Woodinville Whiskey Co. Releases Its First Rye Whiskey

The spirit that will be one of the distillery’s main products debuts April 14. Photo via Facebook.
Woodinville Whiskey Co. is about to debut another product that justifies the use of an alarm clock on a Saturday morning. On April 14, owners Orlin Sorensen and Brett Carlile will release a rye whiskey, being billed as the first rye produced (legally, anyway) in Washington since Prohibition.
The distillery opens at 7am on the 14th and will be selling 750mL bottles for $50, with a limit of two per person. The first 100 people who show up and stand in line will be rewarded with a Woodinville Whiskey Co. beanie, and coffee will be flowing freely.

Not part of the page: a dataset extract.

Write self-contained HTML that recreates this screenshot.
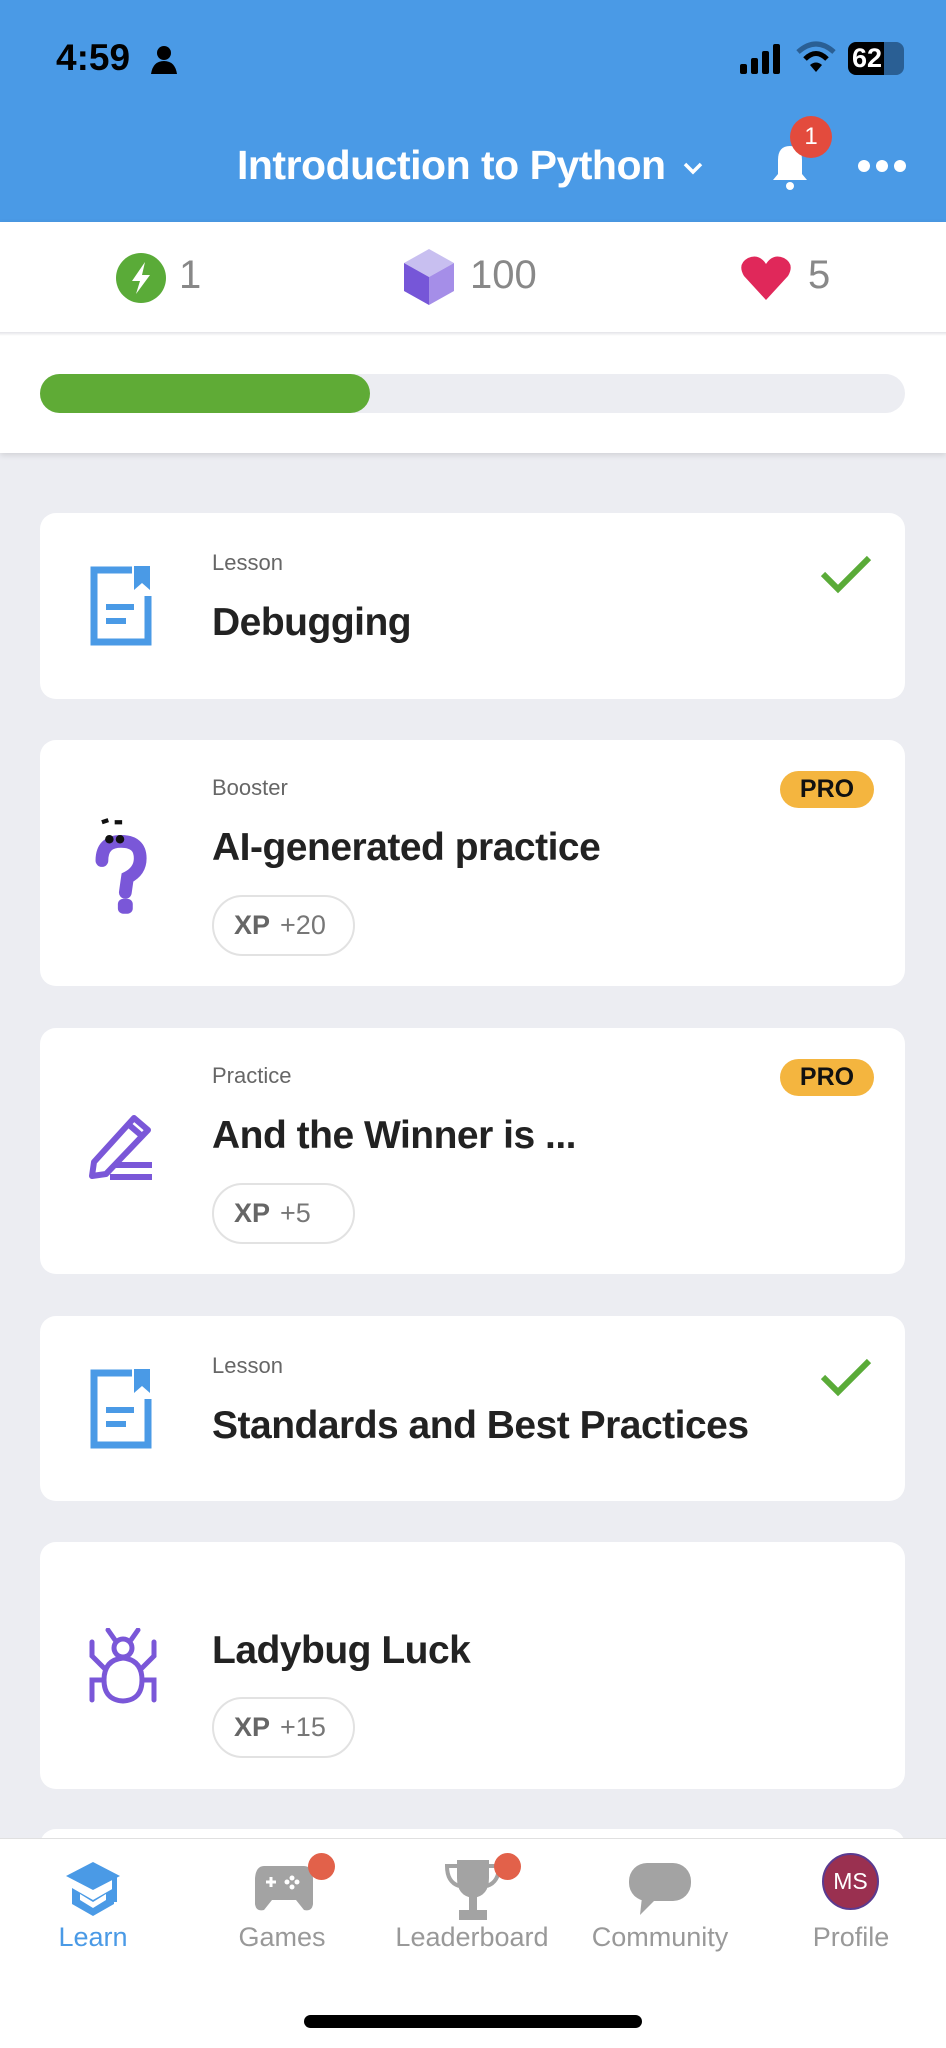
<!DOCTYPE html>
<html><head><meta charset="utf-8"><style>
*{margin:0;padding:0;box-sizing:border-box}
body{width:946px;height:2048px;background:#ecedf2;font-family:"Liberation Sans",sans-serif;position:relative;overflow:hidden}
.abs{position:absolute}
.card{position:absolute;left:40px;width:865px;background:#fff;border-radius:16px}
.lbl{position:absolute;left:172px;font-size:22px;color:#666}
.ttl{position:absolute;left:172px;font-size:39px;font-weight:bold;color:#222;letter-spacing:-0.5px}
.pill{position:absolute;left:172px;width:143px;height:61px;border:2px solid #e2e2e2;border-radius:31px;font-size:27px;color:#777;line-height:57px;padding-left:20px}
.pill b{color:#666;margin-right:10px}
.pro{position:absolute;left:740px;width:94px;height:37px;background:#f4b53f;border-radius:19px;font-size:25px;font-weight:bold;color:#111;text-align:center;line-height:37px}
.tab{position:absolute;top:1922px;font-size:27px;color:#999;text-align:center;width:180px}
</style></head><body>
<div class="abs" style="left:0;top:0;width:946px;height:222px;background:#4a9ae6"></div>
<div class="abs" style="left:56px;top:37px;font-size:37px;font-weight:bold;color:#000">4:59</div>
<svg class="abs" style="left:150px;top:44px" width="28" height="30" viewBox="0 0 28 30"><circle cx="14" cy="9" r="7" fill="#000"/><path d="M1 30 Q3 17 14 17 Q25 17 27 30Z" fill="#000"/></svg>
<svg class="abs" style="left:738px;top:42px" width="48" height="32"><rect x="2" y="22" width="7" height="10" rx="2"/><rect x="13" y="16" width="7" height="16" rx="2"/><rect x="24" y="9" width="7" height="23" rx="2"/><rect x="35" y="2" width="7" height="30" rx="2"/></svg>
<svg class="abs" style="left:796px;top:40px" width="40" height="34" viewBox="0 0 40 34"><path d="M2 12 Q20 -4 38 12" stroke="#2a5f94" stroke-width="5" fill="none"/><path d="M9 19 Q20 8 31 19" stroke="#000" stroke-width="5" fill="none"/><path d="M14 25 L20 32 L26 25 Q20 20 14 25Z" fill="#000"/></svg>
<div class="abs" style="left:848px;top:42px;width:54px;height:33px;background:#000;border-radius:8px;color:#fff;font-weight:bold;font-size:27px;line-height:33px;padding-left:4px">62</div>
<div class="abs" style="left:884px;top:42px;width:20px;height:33px;background:#2a5f94;border-radius:0 8px 8px 0"></div>
<div class="abs" style="left:237px;top:142px;font-size:41px;font-weight:bold;color:#fff;letter-spacing:-0.5px">Introduction to Python</div>
<svg class="abs" style="left:682px;top:160px" width="22" height="16"><path d="M3 4 L11 12 L19 4" stroke="#fff" stroke-width="3.5" fill="none"/></svg>
<svg class="abs" style="left:770px;top:142px" width="40" height="48" viewBox="0 0 40 48"><path d="M20 4 Q8 4 8 18 L8 32 L3 38 L37 38 L32 32 L32 18 Q32 4 20 4Z" fill="#fff"/><circle cx="20" cy="44" r="4" fill="#fff"/></svg>
<div class="abs" style="left:790px;top:116px;width:42px;height:42px;border-radius:50%;background:#e34b3d;color:#fff;font-size:24px;text-align:center;line-height:42px">1</div>
<div class="abs" style="left:858px;top:160px;width:12px;height:12px;border-radius:50%;background:#fff"></div>
<div class="abs" style="left:876px;top:160px;width:12px;height:12px;border-radius:50%;background:#fff"></div>
<div class="abs" style="left:894px;top:160px;width:12px;height:12px;border-radius:50%;background:#fff"></div>

<div class="abs" style="left:0;top:222px;width:946px;height:231px;background:#fff;box-shadow:0 2px 6px rgba(0,0,0,.12)"></div>
<div class="abs" style="left:0;top:332px;width:946px;height:4px;background:linear-gradient(#e4e4e8,#fff)"></div>
<svg class="abs" style="left:115px;top:252px" width="52" height="52" viewBox="0 0 52 52"><circle cx="26" cy="26" r="25" fill="#5aab38"/><path d="M30 10 L17 29 L25 29 L21 42 L35 23 L27 23Z" fill="#fff"/></svg>
<div class="abs" style="left:179px;top:253px;font-size:40px;color:#888">1</div>
<svg class="abs" style="left:402px;top:247px" width="54" height="60" viewBox="0 0 54 60"><path d="M27 2 L52 16 L27 30 L2 16Z" fill="#c8bff0"/><path d="M2 16 L27 30 L27 58 L2 44Z" fill="#7656d8"/><path d="M52 16 L27 30 L27 58 L52 44Z" fill="#a58ee8"/></svg>
<div class="abs" style="left:470px;top:253px;font-size:40px;color:#888">100</div>
<svg class="abs" style="left:740px;top:254px" width="52" height="48" viewBox="0 0 52 48"><path d="M26 46 L4 22 Q-3 10 8 4 Q19 -1 26 10 Q33 -1 44 4 Q55 10 48 22Z" fill="#e0285a"/></svg>
<div class="abs" style="left:808px;top:253px;font-size:40px;color:#888">5</div>
<div class="abs" style="left:40px;top:374px;width:865px;height:39px;background:#ecedf2;border-radius:20px"></div>
<div class="abs" style="left:40px;top:374px;width:330px;height:39px;background:#5fab36;border-radius:20px"></div>

<!-- card1 -->
<div class="card" style="top:513px;height:186px">
<svg class="abs" style="left:50px;top:53px" width="63" height="80" viewBox="0 0 63 80"><path d="M42 4 L4 4 L4 76 L58 76 L58 30" stroke="#4a9ae6" stroke-width="7" fill="none"/><path d="M44 0 L60 0 L60 24 L52 17 L44 24Z" fill="#4a9ae6"/><rect x="16" y="38" width="28" height="6" fill="#4a9ae6"/><rect x="16" y="52" width="20" height="6" fill="#4a9ae6"/></svg>
<div class="lbl" style="top:37px">Lesson</div>
<div class="ttl" style="top:88px">Debugging</div>
<svg class="abs" style="left:780px;top:41px" width="52" height="40"><path d="M3 20 L18 35 L49 4" stroke="#5aab38" stroke-width="6" fill="none"/></svg>
</div>
<!-- card2 -->
<div class="card" style="top:740px;height:246px">
<svg class="abs" style="left:52px;top:78px" width="56" height="100" viewBox="0 0 50 94"><path d="M8 4 L14 2" stroke="#111" stroke-width="4"/><path d="M20 4 L27 4" stroke="#111" stroke-width="4"/><path d="M8 40 Q8 22 26 22 Q44 22 44 38 Q44 50 32 56 L30 70" stroke="#7a57d8" stroke-width="12" fill="none" stroke-linecap="round"/><circle cx="15" cy="20" r="4" fill="#111"/><circle cx="25" cy="20" r="4" fill="#111"/><rect x="23" y="76" width="14" height="14" rx="5" fill="#7a57d8"/></svg>
<div class="lbl" style="top:35px">Booster</div>
<div class="ttl" style="top:86px">AI-generated practice</div>
<div class="pill" style="top:155px"><b>XP</b>+20</div>
<div class="pro" style="top:31px">PRO</div>
</div>
<!-- card3 -->
<div class="card" style="top:1028px;height:246px">
<svg class="abs" style="left:46px;top:86px" width="68" height="70" viewBox="0 0 68 70"><path d="M48 4 L62 16 L20 60 L6 62 L8 48Z" stroke="#7a57d8" stroke-width="6" fill="none" stroke-linejoin="round"/><path d="M42 10 L56 22" stroke="#7a57d8" stroke-width="6"/><rect x="30" y="48" width="36" height="6" fill="#7a57d8"/><rect x="24" y="60" width="42" height="6" fill="#7a57d8"/></svg>
<div class="lbl" style="top:35px">Practice</div>
<div class="ttl" style="top:86px">And the Winner is ...</div>
<div class="pill" style="top:155px"><b>XP</b>+5</div>
<div class="pro" style="top:31px">PRO</div>
</div>
<!-- card4 -->
<div class="card" style="top:1316px;height:185px">
<svg class="abs" style="left:50px;top:53px" width="63" height="80" viewBox="0 0 63 80"><path d="M42 4 L4 4 L4 76 L58 76 L58 30" stroke="#4a9ae6" stroke-width="7" fill="none"/><path d="M44 0 L60 0 L60 24 L52 17 L44 24Z" fill="#4a9ae6"/><rect x="16" y="38" width="28" height="6" fill="#4a9ae6"/><rect x="16" y="52" width="20" height="6" fill="#4a9ae6"/></svg>
<div class="lbl" style="top:37px">Lesson</div>
<div class="ttl" style="top:88px">Standards and Best Practices</div>
<svg class="abs" style="left:780px;top:41px" width="52" height="40"><path d="M3 20 L18 35 L49 4" stroke="#5aab38" stroke-width="6" fill="none"/></svg>
</div>
<!-- card5 -->
<div class="card" style="top:1542px;height:247px">
<svg class="abs" style="left:48px;top:86px" width="70" height="76" viewBox="0 0 70 76"><g stroke="#7a57d8" stroke-width="5" fill="none" stroke-linecap="round"><path d="M35 30 Q16 32 16 52 Q16 72 35 73 Q54 72 54 52 Q54 32 35 30Z"/><circle cx="35" cy="20" r="9"/><path d="M27 12 L20 2 M43 12 L50 2"/><path d="M16 40 L4 28 L4 14 M54 40 L66 28 L66 14"/><path d="M16 52 L4 52 L4 72 M54 52 L66 52 L66 72"/></g></svg>
<div class="ttl" style="top:87px">Ladybug Luck</div>
<div class="pill" style="top:155px"><b>XP</b>+15</div>
</div>
<div class="card" style="top:1829px;height:60px"></div>

<!-- tab bar -->
<div class="abs" style="left:0;top:1838px;width:946px;height:210px;background:#fff;border-top:1px solid #e0e0e0"></div>
<svg class="abs" style="left:64px;top:1860px" width="58" height="56" viewBox="0 0 58 56"><path d="M29 2 L56 16 L29 30 L2 16Z" fill="#4a9ae6"/><path d="M8 28 L29 40 L50 28 L50 44 L29 56 L8 44Z" fill="#4a9ae6"/><path d="M16 34 L29 42 L42 34 L42 40 L29 48 L16 40Z" fill="#fff"/><rect x="48" y="16" width="5" height="26" fill="#4a9ae6"/></svg>
<div class="tab" style="left:3px;color:#4a9ae6">Learn</div>
<svg class="abs" style="left:254px;top:1864px" width="60" height="48" viewBox="0 0 60 48"><path d="M10 2 L50 2 Q58 2 59 14 L59 40 Q58 48 50 46 L42 36 L18 36 L10 46 Q2 48 1 40 L1 14 Q2 2 10 2Z" fill="#a3a3a3"/><path d="M12 18 L22 18 M17 13 L17 23" stroke="#fff" stroke-width="3"/><circle cx="38" cy="14" r="2.5" fill="#fff"/><circle cx="38" cy="23" r="2.5" fill="#fff"/><circle cx="33" cy="18" r="2.5" fill="#fff"/><circle cx="43" cy="18" r="2.5" fill="#fff"/></svg>
<div class="abs" style="left:308px;top:1853px;width:27px;height:27px;border-radius:50%;background:#e2614a"></div>
<div class="tab" style="left:192px">Games</div>
<svg class="abs" style="left:443px;top:1858px" width="60" height="64" viewBox="0 0 60 64"><path d="M14 2 L46 2 L46 20 Q46 38 30 40 Q14 38 14 20Z" fill="#a3a3a3"/><path d="M14 8 L4 8 Q4 24 16 28 M46 8 L56 8 Q56 24 44 28" stroke="#a3a3a3" stroke-width="4" fill="none"/><rect x="26" y="38" width="8" height="14" fill="#a3a3a3"/><rect x="16" y="52" width="28" height="10" fill="#a3a3a3"/></svg>
<div class="abs" style="left:494px;top:1853px;width:27px;height:27px;border-radius:50%;background:#e2614a"></div>
<div class="tab" style="left:382px">Leaderboard</div>
<svg class="abs" style="left:628px;top:1861px" width="64" height="56" viewBox="0 0 64 56"><rect x="1" y="2" width="62" height="38" rx="18" fill="#a3a3a3"/><path d="M14 36 L12 54 L28 38Z" fill="#a3a3a3"/></svg>
<div class="tab" style="left:570px">Community</div>
<div class="abs" style="left:822px;top:1853px;width:57px;height:57px;border-radius:50%;background:#9a3050;border:2px solid #5a3a90;color:#fff;font-size:23px;text-align:center;line-height:53px">MS</div>
<div class="tab" style="left:761px">Profile</div>
<div class="abs" style="left:304px;top:2015px;width:338px;height:13px;border-radius:7px;background:#000"></div>
</body></html>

The rye will be one of Woodinville’s core products, along with bourbon, says Sorensen. While this first batch is likely to sell out fast, other batches will be released in the coming months. The distillery released its first aged spirits, a bourbon and an American whiskey, back in November, and Sorenson says they sold the entire run of about 4,000 bottles in a few short weeks. The guys are still busy bottling, so Sorensen didn’t have any specific numbers on the rye release, but he estimates it will be about the same size.
Sorensen says the nation is also experiencing a shortage of rye whiskey—another factor that might have people lining that morning. Demand has grown exponentially in recent years, he says, “and distilleries just didn’t have any aging inventory; it was a niche product.”
These days rye is the go-to whiskey for Manhattans and a host of other craft cocktails. “I think people are gravitating toward flavor in general,” says Sorensen. “The rye has more character, more complex more flavor.”